For those who feel that “big government” is the real problem for the American economy, distributist economist John Medaille (TOWARD A TRULY FREE MARKET) points out that between 1853 and 1940, the pre-Big Government era, the US economy was in recession or depression 40% of the time.  Since the age of big government, the US economy has been in recession 15% of the time.  He says for those who fantasize that there was some golden age before big government where the economy just hummed along without impediment, they had better study history and live in reality rather than in some fictional legend.

I have no solutions for the American economy, as I said at the beginning this is not my area of expertise, and so I’m much more the spectator.  I am also naturally skeptical, and am not at all convinced that politicians of any stripe have the fix for what ails our economy (though I did think The National Commission of Fiscal Responsibility and Reform took the problem seriously and recommends some of the hard decisions which most politicians want to avoid) .  I think some politicians simply underestimate the role globalization has had on capitalist interests, and some overestimate how much their policies can determine capitalism’s interest in the US.  Or maybe politicians just don’t like to acknowledge that there are forces in the world over which they have no control.  More hard realities voters don’t want to face.

Chri$tma$ $hopping for Chri$tian$

 

Mall of America

In America the “Christmas season” begins with consumer shopping – Black Friday and Cyber Monday.   The news about the season and throughout the season is all about how much money people are spending, borrowing, consuming and how happy or worried retailers are.

St. John Chrysostom writing in 387AD makes his own interesting comparisons and analogies of Christian economics and consumerism when he talks about the Christian life in terms of buying and selling.  For Chrysostom Christian consumerism and “retail trade” however have to do with giving charitably to the poor which according to the scriptures makes God a debtor to us.  Writing about repentance, Chrysostom says on the final Judgment Day, we will not be able to bribe God to give us a favorable judgment – His judgment will be just.  But then St. John mentions that we improve our standing before God through financial means – giving to the poor and needy.
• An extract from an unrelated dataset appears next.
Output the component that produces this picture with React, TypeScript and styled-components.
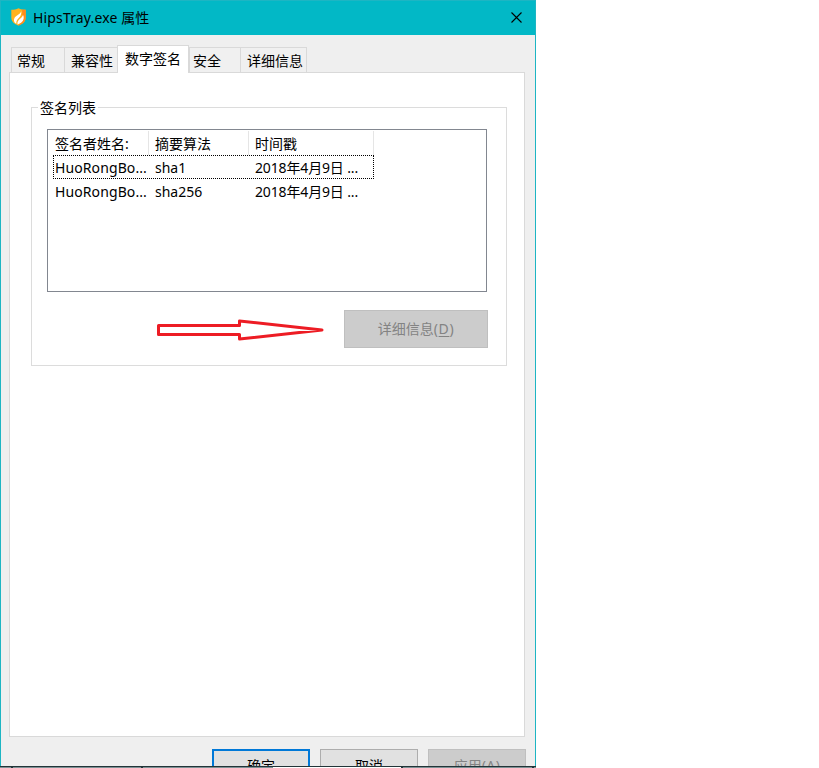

“The same with God: you cannot persuade the Judge during the time of the tribunal. … He is not corrupted by money; and His righteous judgment is awesome and unpersuadable.  Here, therefore, let us beg and win Him over; here, with all our strength, let us frequently supplicate Him; but not with money. Or, better yet, to tell the truth, the Lover of Man is persuaded with money, although He does not accept it Himself but through the poor.  Give money to the poor and you have appeased the Judge.  And I say these things out of concern for you, because repentance without almsgiving is a corpse and is without wings.  Repentance cannot fly high without the wing of almsgiving. …  Today, therefore, the marketplace of almsgiving is open, because we see the captives and the poor; we see all who walk around in the marketplace; we see those who cry out; we see those who weep; we see those who sigh.  Before us is a marvelous festival, and the festival has no other purpose, and the merchant has no other thought, than to purchase the merchandise cheaply and to sell it expensively.  Is this not the purpose of every merchant?  …

God has such a festival before us; buy righteousness at a small price so you can resell it in the future at a great price, if someone can call repayment retail-trade.  Here, righteousness is purchased at a small price, with one insignificant morsel of bread, with a cheap piece of clothing, with a glass of cold water.  ‘He who gives one glass of cold water, truly I say to you,’ says the Teacher of spiritual commerce, ‘will not lose his reward’ (Mt 10:42).  One glass of cold water brings a reward; clothes and money, which are given for beneficence, do not grant a reward?  On the contrary, they bring a reward and, indeed, a big one.  Therefore, why did He call to mind a glass of cold water?  Almsgiving, He says, costs nothing; for cold water you neither spend firewood nor consume anything else.  If beneficence has such grace wherever the gift is inexpensive, how great a reward should someone expect from the Righteous Judge, when He gives clothes abundantly, when He provides with money, when He gives other surplus goods?  As long as the virtues are found before us and are sold cheaply, let us take form the Munificent One, let us grasp, let us purchase.  ‘You who thirst,’ He says, ‘Come to the water; and all who do not have money, go and purchase’ (Is 55:1).  As long as the festival lasts, let us buy alms, or, better yet, let us purchase salvation through almsgiving.  You clothe Christ when you clothe the poor.  … Whoever has mercy upon the poor lends to God.  Let us lend to God almsgiving so we may receive from Him clemency in exchange.  Oh, how wise is this statement! ‘Whoever has mercy upon the poor lends to God’ (Prv 19:17).  … Since God borrows from us, then, He is our debtor.  How do you want to have Him, as a judge or debtor?  The debtor is ashamed before his lender; the judge does not put to shame the one who borrows.”   (ST. JOHN CHRYSOSTOM ON REPENTANCE AND ALMSGIVING, pp 103-105)

St. John Chrysostom

Chrysostom might agree that Christmas is an excellent shopping season for Christians – time to purchase gifts for the poor and needy while simultaneously buying favor with God.  He sees the marketplace as a festival – it is of course filled with poor, the needy and the destitute – but what we should have eyes to see is how it is through these same folk that we make God our debtor through charitable giving; each opportunity to give charitably thus adds to the festival of salvation – that heavenly banquet to which we have been invited.